Piracy, Plagiarism, and Personality.

SFMcGinley's picture

 

Consequence number one— being reduced to public ranting about piracy despite being intellectually all about creative commons and open source. Apparently I’m a stone cold capitalist at heart when my work is shared. Rationally, I know piracy isn’t really lost sales – the files were only downloaded because it’s “free stuff” grabbed from the internet. I should just ignore those piracy alerts if I want to stay calm.

Consequence number two– public mind-howling fury about plagiarism. Not so very different than ordinary academic disdain for it, right? But I discovered a whole new level of rage when I saw my work presented for academic credit and for publication.

Consequence number three – running the risk of not keeping your cool and sense of humor on-line. No one may know if you’re a dog on the Internet, but they surely do know if you’re a noodle-brained, rage-filled, control freak.

Had my work not been available online, these instances wouldn’t have happened. I shan’t go as far as having a Luddite spasm, but having been pirated and plagiarized, I found my brain and gut were seemingly at odds with each other. There was nothing intellectual or thoughtful about my response to seeing files of my writing listed at a bit torrent site. I wanted to puke. Our reaction to our work being shared varies according to the context — well, sure, and, duh, right? What I didn’t expect was how hardwired my reactions would be based on a flash determination of the context. My body reacted to the number of accesses – no processing needed to know that this wasn’t a good thing. The volume meant it wasn’t sales and it certainly wasn’t citations. Hard as I try to be thrilled that so many people wanted my work enough to download it, my gut still says: stole, not shared.

I would thrill if only a dozen copies of a journal article or paper I wrote were shared – but, of course, that marketplace is different. Our currency here is the trading of our thinking. We want our ideas to spread – so long as our name is attached. Being plagiarized stung more than being pirated. Briefly, a very unlucky student handed in copies of my own writing to me for a grade (now there was the mother of all teachable moments), and an equally unlucky writer drew me as a reviewer.

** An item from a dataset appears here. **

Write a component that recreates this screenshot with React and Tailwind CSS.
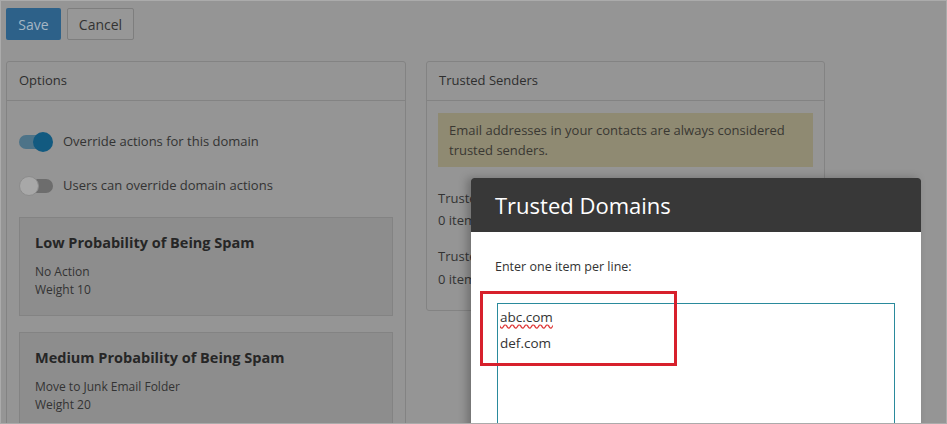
const font = { fontFamily: '"Open Sans", "Noto Sans", sans-serif' };

const Toggle = ({ on }) =>
  on ? (
    <span className="relative flex items-center w-[34px] h-5">
      <span className="w-[30px] h-[14px] rounded-full bg-[#4d7388]" />
      <span className="absolute right-0 w-5 h-5 rounded-full bg-[#125a80]" />
    </span>
  ) : (
    <span className="relative flex items-center w-[34px] h-5">
      <span className="ml-1 w-[30px] h-[14px] rounded-full bg-[#6d6d6d]" />
      <span className="absolute left-0 w-5 h-5 rounded-full bg-[#a8a8a8] border border-[#8c8c8c]" />
    </span>
  );

const ActionCard = ({ title, action, weight }) => (
  <div className="bg-[#8d8d8d] border border-[#838383] px-[15px] pt-[15px] pb-[16px]">
    <h3 className="text-[14.5px] leading-5 font-bold text-[#262626]">{title}</h3>
    <div className="mt-[10px] text-[12px] leading-[18px] text-[#333]">
      <div>{action}</div>
      <div>{weight}</div>
    </div>
  </div>
);

export default function App() {
  return (
    <div
      className="relative w-[947px] h-[424px] overflow-hidden bg-[#959595] border border-[#ababab] text-[#2e2e2e]"
      style={font}
    >
      <div className="flex gap-[6px] pl-[5px] pt-[7px]">
        <button className="h-8 w-[55px] rounded-[2px] bg-[#2d6189] text-[#a5b6c4] text-[14px]">Save</button>
        <button className="h-8 w-[67px] rounded-[2px] border border-[#7e7e7e] bg-[#979797] text-[#333] text-[14px]">
          Cancel
        </button>
      </div>

      <div className="flex items-start gap-5 pl-[5px] mt-[21px]">
        {/* options column */}
        <section className="w-[400px] rounded-[3px] border border-[#838383]">
          <div className="h-[39px] flex items-center px-[12px] border-b border-[#838383] text-[13px]">Options</div>
          <div className="px-[12px] pt-[31px]">
            <div className="flex items-center gap-[10px] text-[13px] text-[#333]">
              <Toggle on />
              <span>Override actions for this domain</span>
            </div>
            <div className="flex items-center gap-[10px] mt-6 text-[13px] text-[#333]">
              <Toggle />
              <span>Users can override domain actions</span>
            </div>
            <div className="mt-[21px] flex flex-col gap-4">
              <ActionCard title="Low Probability of Being Spam" action="No Action" weight="Weight 10" />
              <ActionCard
                title="Medium Probability of Being Spam"
                action="Move to Junk Email Folder"
                weight="Weight 20"
              />
            </div>
          </div>
        </section>

        {/* trusted senders column */}
        <section className="w-[399px] rounded-[3px] border border-[#838383] pb-[21px]">
          <div className="h-[39px] flex items-center px-[12px] border-b border-[#838383] text-[13px]">
            Trusted Senders
          </div>
          <div className="px-[11px] pt-[12px]">
            <div className="bg-[#8f8a72] px-[11px] py-[7px] text-[13px] leading-5 text-[#3a3832]">
              Email addresses in your contacts are always considered trusted senders.
            </div>
            <div className="mt-[21px] text-[13px] leading-5 text-[#333]">
              <div>Trusted</div>
              <div className="mt-[2px]">0 items</div>
              <div className="mt-4">Trusted</div>
              <div className="mt-[3px]">0 items</div>
            </div>
          </div>
        </section>
      </div>

      {/* dialog */}
      <div className="absolute left-[470px] top-[177px] w-[450px] h-[260px] bg-white rounded-t-[3px] shadow-[-4px_0_8px_rgba(0,0,0,0.25)]">
        <div className="h-[54px] flex items-center px-6 bg-[#383838] rounded-t-[3px] text-white text-[22px]">
          Trusted Domains
        </div>
        <div className="relative px-6 pt-[26px]">
          <p className="text-[12.5px] leading-[18px] text-[#333]">Enter one item per line:</p>
          <div className="mt-[27px] ml-[2px] w-[398px] h-[140px] border border-[#2a8a9c] px-[2px] text-[13.5px] leading-[26px] text-[#333]">
            <div>
              <span className="underline decoration-wavy decoration-[#d33] underline-offset-2">abc.com</span>
            </div>
            <div>def.com</div>
          </div>
          <div className="absolute left-[9px] top-[59px] w-[197px] h-[75px] border-[3px] border-[#d7202c]" />
        </div>
      </div>
    </div>
  );
}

Parsing my reactions revealed that I am, when the chips are down, on the side of The Man. None of this information wants to be free, embiggening of the commons stuff. Intellect aside, I felt used. My work, ideas, imagination – the kidnapped root of plagiarism never felt truer. And here is where I think the word sharing has been coopted and devalued.  I do share my work. Had the plagiarized work been offered as fan fic, would I have cared? No, in fact, on the rare occasions that I’ve been asked, after being toe-twistingly flattered, I do give permission, and brag that my writing is a playground for others.

My attitude and thinking about ownership have been radically shaken up in the last few years of my digital existence. My academic and fiction careers are only possible because of on line sharing. Yes, sharing on line leads to risks of our ideas being no longer ours to control and profit from, but this was always true. It’s a cliché by now to say that the InterTubes have magnified and writ large our activities, and for me what they have mostly increased is the risks and stakes of revealing my personality to others. My work – it can stand for itself, and I will fight for it too — but the real stakes are personal and reputational. 

Comments

Sarah Spangler's picture

Creative Commons License for Teaching Sites & Materials (?)

Sarah, first I appreciate your willingness to problematize, in such a personal way, the dilemma of seemingly contradicting oneself when advocating for creative commons type sharing while simultaneously reacting with a visceral response to one's own work being pirated online. But, I have a hunch that many of us feel similarly. While no one, to my knowledge, has pirated anything of mine (which may simply suggest that I have produced nothing worth pirating!), I more than periodically struggle with the extent to which I want to "protect" my writings and teaching materials from being pirated, oh no, by other teachers! I  have thought about placing a creative commons license on the assignments and other materials that I post to my Google sites. I have also considered making my sites private or deactivating them after the end of a given semester. However, I have yet to enact either of these measures in part because I simply have not made the time to do so, which likely reflects the level of priority this has for me. But, part of not making this a priority stems, I think, from my desire to engage in open and social knowledge making and sharing, particularly with other instructors with whom I would otherwise have no contact if not for online sharing. But, please let me contradict myself, I anticipate having the same sort of visceral reaction Sarah M. has described should someone find my material "worthy" of pirating/plagiarizing.